* begin EXCERPTED RECORDS *
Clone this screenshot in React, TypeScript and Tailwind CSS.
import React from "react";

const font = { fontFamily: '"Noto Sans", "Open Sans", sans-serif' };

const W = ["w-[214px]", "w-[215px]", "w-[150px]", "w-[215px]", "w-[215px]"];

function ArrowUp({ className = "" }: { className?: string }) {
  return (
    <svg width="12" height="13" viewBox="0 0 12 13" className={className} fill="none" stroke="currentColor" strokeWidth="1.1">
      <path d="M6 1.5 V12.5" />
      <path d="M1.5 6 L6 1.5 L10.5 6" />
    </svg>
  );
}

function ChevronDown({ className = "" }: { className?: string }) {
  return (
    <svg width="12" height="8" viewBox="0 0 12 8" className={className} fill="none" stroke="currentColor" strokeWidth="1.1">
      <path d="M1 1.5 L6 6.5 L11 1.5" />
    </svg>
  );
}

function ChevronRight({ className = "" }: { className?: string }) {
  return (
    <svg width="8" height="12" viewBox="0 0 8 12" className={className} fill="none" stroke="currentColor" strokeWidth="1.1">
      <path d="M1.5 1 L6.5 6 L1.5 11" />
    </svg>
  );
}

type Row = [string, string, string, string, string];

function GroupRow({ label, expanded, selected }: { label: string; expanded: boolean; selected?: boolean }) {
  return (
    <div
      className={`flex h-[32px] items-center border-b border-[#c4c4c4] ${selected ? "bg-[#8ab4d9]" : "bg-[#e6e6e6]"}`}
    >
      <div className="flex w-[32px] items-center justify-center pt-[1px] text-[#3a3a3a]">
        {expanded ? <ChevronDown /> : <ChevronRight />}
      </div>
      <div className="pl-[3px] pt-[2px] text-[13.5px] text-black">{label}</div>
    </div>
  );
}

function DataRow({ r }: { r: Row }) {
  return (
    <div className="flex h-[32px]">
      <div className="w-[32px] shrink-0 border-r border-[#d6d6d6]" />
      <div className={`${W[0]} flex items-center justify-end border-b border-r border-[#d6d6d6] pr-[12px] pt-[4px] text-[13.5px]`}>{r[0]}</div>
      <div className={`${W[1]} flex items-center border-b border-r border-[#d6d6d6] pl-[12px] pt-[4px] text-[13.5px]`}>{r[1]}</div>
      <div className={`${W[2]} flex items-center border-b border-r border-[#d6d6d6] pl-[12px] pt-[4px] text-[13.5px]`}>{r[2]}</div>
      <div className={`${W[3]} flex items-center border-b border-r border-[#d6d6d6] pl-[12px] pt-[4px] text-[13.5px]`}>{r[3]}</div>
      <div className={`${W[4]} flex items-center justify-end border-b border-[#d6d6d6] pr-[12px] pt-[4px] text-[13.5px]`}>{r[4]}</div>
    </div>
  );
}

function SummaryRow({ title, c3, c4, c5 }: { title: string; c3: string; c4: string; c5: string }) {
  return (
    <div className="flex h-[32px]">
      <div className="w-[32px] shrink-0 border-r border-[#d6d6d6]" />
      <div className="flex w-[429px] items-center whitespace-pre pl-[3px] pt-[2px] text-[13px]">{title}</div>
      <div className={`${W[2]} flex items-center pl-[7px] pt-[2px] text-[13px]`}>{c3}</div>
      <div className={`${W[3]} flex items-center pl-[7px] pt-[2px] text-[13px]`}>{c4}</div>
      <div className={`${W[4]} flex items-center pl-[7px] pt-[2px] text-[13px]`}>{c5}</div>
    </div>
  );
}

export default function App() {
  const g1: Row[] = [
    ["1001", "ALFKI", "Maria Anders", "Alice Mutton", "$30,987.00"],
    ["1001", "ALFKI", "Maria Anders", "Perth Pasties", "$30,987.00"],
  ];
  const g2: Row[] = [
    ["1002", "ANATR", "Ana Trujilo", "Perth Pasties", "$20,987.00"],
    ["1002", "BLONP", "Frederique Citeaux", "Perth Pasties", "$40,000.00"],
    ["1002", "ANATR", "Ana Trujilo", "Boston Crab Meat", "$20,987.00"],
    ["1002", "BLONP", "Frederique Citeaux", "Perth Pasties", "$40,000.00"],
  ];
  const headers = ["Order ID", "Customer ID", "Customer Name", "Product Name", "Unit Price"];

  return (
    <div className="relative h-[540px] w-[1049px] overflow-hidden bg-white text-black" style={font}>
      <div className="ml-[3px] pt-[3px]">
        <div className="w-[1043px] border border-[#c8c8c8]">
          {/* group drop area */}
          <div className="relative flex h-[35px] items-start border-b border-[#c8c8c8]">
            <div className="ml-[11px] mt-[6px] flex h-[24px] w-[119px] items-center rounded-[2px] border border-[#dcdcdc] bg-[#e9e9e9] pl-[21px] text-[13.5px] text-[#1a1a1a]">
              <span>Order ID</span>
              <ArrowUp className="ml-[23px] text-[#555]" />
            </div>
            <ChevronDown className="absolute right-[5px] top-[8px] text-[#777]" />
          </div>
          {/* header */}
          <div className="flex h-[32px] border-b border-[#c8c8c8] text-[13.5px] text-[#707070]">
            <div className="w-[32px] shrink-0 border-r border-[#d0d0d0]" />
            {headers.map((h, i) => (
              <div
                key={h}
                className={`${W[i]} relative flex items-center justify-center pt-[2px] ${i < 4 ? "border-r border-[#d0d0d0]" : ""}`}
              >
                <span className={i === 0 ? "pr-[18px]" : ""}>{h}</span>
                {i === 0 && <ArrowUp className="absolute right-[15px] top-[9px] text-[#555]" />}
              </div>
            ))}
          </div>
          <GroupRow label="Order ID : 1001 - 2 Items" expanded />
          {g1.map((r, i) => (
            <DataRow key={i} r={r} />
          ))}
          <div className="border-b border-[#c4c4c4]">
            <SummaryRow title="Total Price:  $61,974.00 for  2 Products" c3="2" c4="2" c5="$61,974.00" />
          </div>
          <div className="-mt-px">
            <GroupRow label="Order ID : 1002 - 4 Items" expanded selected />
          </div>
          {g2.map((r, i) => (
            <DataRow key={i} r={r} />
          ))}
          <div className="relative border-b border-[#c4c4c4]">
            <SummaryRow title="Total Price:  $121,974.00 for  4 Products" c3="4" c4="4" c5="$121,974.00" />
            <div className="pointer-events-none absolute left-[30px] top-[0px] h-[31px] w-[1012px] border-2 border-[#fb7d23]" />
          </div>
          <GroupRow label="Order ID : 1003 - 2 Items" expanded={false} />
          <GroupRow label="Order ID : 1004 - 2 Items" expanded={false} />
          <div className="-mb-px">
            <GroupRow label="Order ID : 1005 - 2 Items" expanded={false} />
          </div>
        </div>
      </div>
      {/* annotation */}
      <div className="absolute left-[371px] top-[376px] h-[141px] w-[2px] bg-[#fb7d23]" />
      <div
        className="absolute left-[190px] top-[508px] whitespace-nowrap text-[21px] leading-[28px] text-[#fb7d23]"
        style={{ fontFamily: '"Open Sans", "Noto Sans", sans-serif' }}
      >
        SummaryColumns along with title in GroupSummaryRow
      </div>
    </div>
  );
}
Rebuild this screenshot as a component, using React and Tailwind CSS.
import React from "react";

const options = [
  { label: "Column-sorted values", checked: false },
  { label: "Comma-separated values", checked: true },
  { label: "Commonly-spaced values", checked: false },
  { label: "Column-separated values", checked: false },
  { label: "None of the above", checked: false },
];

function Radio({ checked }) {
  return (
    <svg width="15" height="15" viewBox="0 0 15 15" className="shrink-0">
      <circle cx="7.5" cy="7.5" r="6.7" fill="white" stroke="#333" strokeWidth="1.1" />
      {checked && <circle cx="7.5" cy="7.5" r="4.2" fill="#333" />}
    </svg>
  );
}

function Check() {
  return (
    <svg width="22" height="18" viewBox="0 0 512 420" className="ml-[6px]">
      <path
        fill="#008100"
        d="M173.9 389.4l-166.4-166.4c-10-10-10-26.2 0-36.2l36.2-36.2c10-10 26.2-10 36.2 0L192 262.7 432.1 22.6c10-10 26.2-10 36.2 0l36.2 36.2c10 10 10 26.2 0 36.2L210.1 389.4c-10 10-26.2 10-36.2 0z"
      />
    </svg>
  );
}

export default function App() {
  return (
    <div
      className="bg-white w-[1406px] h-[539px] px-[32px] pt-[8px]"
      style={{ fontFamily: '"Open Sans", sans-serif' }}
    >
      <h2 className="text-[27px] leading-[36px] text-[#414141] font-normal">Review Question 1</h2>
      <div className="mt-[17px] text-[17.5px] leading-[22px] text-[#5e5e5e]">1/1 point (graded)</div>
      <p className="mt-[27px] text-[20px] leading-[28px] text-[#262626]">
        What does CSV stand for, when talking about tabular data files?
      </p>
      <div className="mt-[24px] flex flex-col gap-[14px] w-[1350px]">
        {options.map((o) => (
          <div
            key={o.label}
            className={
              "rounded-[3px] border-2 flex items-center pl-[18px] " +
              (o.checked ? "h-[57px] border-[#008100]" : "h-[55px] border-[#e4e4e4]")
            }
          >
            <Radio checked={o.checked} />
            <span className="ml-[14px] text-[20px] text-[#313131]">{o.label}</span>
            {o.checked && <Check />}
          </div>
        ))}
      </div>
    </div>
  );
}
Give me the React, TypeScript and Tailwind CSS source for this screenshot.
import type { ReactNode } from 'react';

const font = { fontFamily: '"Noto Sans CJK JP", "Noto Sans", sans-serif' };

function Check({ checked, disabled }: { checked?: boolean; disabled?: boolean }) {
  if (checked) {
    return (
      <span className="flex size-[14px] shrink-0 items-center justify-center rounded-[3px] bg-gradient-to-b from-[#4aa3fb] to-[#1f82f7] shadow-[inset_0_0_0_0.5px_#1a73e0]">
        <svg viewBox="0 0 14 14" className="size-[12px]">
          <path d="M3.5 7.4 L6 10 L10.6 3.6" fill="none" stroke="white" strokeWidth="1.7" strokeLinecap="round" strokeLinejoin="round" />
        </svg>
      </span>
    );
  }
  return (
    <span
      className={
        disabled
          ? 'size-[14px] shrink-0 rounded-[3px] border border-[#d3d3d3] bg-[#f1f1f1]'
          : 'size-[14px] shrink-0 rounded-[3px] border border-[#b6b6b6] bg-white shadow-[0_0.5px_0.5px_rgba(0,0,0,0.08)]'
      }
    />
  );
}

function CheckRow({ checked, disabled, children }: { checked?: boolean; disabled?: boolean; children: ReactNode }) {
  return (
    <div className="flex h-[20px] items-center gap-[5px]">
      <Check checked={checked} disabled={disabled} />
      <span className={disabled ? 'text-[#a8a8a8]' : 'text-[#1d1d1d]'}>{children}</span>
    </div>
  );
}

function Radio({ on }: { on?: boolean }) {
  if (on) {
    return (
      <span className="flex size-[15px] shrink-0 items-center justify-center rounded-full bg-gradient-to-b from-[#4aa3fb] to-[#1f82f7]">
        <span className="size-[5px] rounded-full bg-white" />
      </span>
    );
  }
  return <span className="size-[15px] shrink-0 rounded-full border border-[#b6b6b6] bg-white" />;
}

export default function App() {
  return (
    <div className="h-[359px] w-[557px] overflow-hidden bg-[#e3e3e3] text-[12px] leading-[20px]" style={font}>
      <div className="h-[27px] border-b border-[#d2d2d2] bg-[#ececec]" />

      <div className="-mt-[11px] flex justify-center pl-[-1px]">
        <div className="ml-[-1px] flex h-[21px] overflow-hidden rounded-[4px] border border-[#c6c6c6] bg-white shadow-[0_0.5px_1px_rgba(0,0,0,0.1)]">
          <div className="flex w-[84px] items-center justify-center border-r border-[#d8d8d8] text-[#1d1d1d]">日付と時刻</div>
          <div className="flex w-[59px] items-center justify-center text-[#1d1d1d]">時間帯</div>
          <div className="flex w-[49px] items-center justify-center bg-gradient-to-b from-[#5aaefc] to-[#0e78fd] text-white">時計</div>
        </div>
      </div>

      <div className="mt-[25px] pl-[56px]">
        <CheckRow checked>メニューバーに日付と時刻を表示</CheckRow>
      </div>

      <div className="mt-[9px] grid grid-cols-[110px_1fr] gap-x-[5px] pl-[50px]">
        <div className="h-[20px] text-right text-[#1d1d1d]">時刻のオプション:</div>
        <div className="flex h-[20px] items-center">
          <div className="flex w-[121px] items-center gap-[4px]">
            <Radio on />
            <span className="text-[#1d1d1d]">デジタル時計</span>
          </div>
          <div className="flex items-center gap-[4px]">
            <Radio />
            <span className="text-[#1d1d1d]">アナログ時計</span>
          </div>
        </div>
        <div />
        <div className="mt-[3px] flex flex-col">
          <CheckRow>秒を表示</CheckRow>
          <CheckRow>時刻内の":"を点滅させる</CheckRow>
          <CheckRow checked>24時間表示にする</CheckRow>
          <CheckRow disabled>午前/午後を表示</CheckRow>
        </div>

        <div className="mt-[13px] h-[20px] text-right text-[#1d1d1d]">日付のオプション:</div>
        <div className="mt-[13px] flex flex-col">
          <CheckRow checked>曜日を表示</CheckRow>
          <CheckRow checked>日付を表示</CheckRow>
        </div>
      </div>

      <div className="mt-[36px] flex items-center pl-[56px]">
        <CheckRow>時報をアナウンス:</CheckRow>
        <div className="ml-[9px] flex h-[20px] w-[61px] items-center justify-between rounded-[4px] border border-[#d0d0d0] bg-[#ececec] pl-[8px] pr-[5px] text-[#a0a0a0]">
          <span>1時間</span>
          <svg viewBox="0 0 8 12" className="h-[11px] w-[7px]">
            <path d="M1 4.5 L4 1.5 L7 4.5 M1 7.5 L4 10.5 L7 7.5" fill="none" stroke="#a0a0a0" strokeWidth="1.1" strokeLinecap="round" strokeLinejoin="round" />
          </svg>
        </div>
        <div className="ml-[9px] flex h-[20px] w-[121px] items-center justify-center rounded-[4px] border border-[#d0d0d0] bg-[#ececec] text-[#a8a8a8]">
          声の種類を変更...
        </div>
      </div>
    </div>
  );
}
* end EXCERPTED RECORDS *
▶ [AIM] Quote every line of the records above, from the first down to the one holding "type Row = [string, string, string, string, string];", exactly as written.

▶ [RESULT FOR THIS TASK]
Clone this screenshot in React, TypeScript and Tailwind CSS.
import React from "react";

const font = { fontFamily: '"Noto Sans", "Open Sans", sans-serif' };

const W = ["w-[214px]", "w-[215px]", "w-[150px]", "w-[215px]", "w-[215px]"];

function ArrowUp({ className = "" }: { className?: string }) {
  return (
    <svg width="12" height="13" viewBox="0 0 12 13" className={className} fill="none" stroke="currentColor" strokeWidth="1.1">
      <path d="M6 1.5 V12.5" />
      <path d="M1.5 6 L6 1.5 L10.5 6" />
    </svg>
  );
}

function ChevronDown({ className = "" }: { className?: string }) {
  return (
    <svg width="12" height="8" viewBox="0 0 12 8" className={className} fill="none" stroke="currentColor" strokeWidth="1.1">
      <path d="M1 1.5 L6 6.5 L11 1.5" />
    </svg>
  );
}

function ChevronRight({ className = "" }: { className?: string }) {
  return (
    <svg width="8" height="12" viewBox="0 0 8 12" className={className} fill="none" stroke="currentColor" strokeWidth="1.1">
      <path d="M1.5 1 L6.5 6 L1.5 11" />
    </svg>
  );
}

type Row = [string, string, string, string, string];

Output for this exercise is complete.